Recorded data:

++++++++

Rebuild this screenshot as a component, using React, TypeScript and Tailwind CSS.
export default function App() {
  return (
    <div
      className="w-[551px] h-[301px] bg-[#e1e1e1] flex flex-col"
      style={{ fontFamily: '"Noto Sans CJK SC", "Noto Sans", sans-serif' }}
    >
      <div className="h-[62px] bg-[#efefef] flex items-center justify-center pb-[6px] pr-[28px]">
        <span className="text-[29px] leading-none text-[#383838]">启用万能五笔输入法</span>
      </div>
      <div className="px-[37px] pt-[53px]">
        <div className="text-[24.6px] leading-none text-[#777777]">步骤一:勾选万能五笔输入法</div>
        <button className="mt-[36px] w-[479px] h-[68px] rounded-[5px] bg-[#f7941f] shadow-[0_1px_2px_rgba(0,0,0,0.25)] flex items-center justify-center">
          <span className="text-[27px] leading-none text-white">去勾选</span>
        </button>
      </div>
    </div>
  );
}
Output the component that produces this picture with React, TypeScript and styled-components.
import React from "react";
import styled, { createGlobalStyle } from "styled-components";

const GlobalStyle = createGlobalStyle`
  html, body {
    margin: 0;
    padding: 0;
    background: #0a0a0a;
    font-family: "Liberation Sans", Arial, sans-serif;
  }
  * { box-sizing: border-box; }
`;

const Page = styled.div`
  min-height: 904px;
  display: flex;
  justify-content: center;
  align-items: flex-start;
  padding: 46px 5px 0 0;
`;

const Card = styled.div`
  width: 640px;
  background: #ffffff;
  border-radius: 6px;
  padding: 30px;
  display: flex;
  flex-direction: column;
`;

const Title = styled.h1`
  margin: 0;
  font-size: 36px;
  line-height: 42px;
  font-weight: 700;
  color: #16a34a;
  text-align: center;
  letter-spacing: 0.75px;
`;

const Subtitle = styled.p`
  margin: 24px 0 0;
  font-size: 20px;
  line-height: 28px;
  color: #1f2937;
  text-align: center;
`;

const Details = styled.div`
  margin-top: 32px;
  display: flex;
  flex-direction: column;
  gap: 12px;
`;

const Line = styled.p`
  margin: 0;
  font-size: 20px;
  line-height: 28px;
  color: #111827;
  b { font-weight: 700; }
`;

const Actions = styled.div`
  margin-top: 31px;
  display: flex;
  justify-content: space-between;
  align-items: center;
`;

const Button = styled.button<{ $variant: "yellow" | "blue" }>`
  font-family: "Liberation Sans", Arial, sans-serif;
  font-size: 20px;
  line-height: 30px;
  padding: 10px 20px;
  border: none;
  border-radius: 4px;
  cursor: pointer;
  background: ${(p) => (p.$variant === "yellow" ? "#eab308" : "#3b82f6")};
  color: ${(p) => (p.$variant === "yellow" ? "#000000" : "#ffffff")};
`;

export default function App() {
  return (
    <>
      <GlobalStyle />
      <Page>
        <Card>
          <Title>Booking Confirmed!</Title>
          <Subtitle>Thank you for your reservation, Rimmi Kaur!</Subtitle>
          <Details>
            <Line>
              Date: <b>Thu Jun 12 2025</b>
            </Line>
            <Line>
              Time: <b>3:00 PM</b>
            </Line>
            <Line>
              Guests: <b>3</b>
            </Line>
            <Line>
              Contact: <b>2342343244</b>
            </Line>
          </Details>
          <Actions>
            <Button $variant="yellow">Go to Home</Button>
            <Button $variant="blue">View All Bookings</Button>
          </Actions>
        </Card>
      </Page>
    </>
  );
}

++++++++

Requirements ▸
In the records above, find the lines containing "components" and copy them.

Written solution ▸
Output the component that produces this picture with React, TypeScript and styled-components.
import styled, { createGlobalStyle } from "styled-components";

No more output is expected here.